→ GIVEN INFORMATION
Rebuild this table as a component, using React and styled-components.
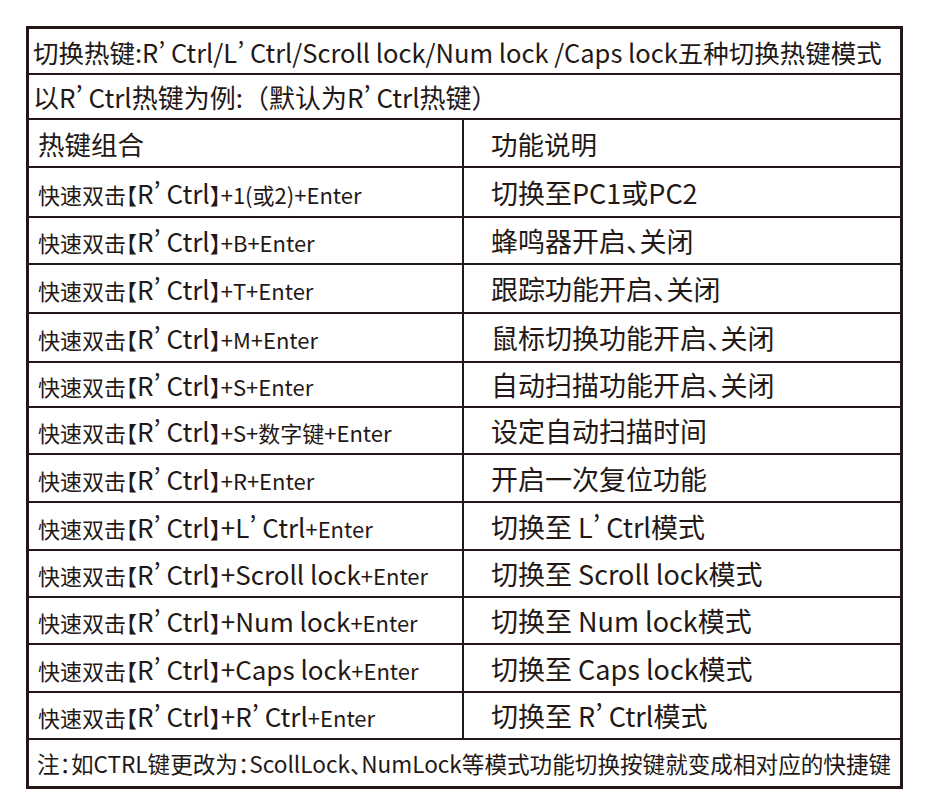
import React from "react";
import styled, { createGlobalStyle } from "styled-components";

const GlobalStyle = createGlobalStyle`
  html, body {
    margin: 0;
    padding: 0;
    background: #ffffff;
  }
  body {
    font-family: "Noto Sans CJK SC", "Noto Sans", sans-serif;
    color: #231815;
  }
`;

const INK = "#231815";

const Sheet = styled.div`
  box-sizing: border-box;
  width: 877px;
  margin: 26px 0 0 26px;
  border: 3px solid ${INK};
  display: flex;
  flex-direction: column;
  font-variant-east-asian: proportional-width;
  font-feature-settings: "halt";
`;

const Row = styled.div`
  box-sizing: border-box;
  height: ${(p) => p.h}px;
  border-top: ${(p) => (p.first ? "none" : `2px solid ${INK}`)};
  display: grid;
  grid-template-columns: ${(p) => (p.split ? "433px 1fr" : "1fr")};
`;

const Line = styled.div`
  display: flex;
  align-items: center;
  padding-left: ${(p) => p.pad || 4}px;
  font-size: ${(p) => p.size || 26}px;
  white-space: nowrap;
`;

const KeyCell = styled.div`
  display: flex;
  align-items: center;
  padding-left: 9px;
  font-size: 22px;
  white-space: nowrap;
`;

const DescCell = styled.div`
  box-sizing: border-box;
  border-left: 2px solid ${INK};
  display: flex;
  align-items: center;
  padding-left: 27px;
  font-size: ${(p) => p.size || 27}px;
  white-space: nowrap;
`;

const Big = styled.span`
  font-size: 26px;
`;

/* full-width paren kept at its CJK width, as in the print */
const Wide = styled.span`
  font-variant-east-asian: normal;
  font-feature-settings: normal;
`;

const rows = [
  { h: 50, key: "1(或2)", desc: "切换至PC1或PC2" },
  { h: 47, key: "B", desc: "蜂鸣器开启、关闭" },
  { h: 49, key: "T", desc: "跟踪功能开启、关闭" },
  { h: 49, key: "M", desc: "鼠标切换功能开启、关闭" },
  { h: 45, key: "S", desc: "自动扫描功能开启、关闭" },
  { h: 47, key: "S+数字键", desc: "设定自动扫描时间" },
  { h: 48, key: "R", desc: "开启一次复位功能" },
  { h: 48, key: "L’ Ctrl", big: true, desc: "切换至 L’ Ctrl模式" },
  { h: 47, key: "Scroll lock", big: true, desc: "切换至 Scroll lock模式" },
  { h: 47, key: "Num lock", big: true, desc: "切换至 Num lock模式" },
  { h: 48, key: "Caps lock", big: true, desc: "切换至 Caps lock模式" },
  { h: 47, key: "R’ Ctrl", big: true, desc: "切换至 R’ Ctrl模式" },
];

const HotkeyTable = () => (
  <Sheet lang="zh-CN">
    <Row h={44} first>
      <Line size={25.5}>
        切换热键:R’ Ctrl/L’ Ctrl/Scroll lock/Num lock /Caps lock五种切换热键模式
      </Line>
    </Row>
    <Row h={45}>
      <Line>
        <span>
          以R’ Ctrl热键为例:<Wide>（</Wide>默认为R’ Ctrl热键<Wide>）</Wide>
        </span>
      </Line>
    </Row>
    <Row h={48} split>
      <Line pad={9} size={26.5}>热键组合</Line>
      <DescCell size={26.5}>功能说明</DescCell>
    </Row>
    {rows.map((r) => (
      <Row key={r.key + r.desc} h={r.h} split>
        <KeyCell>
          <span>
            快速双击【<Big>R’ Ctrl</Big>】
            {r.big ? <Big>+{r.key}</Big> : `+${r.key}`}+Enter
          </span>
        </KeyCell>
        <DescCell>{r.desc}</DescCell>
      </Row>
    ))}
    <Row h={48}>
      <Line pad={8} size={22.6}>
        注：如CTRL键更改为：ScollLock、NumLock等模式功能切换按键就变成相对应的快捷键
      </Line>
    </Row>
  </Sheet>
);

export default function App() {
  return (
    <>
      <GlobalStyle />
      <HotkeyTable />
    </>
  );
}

→ DO THIS
Each line that holds the word "React" is to be copied.

→ RESULT FOR THIS EXERCISE
Rebuild this table as a component, using React and styled-components.
import React from "react";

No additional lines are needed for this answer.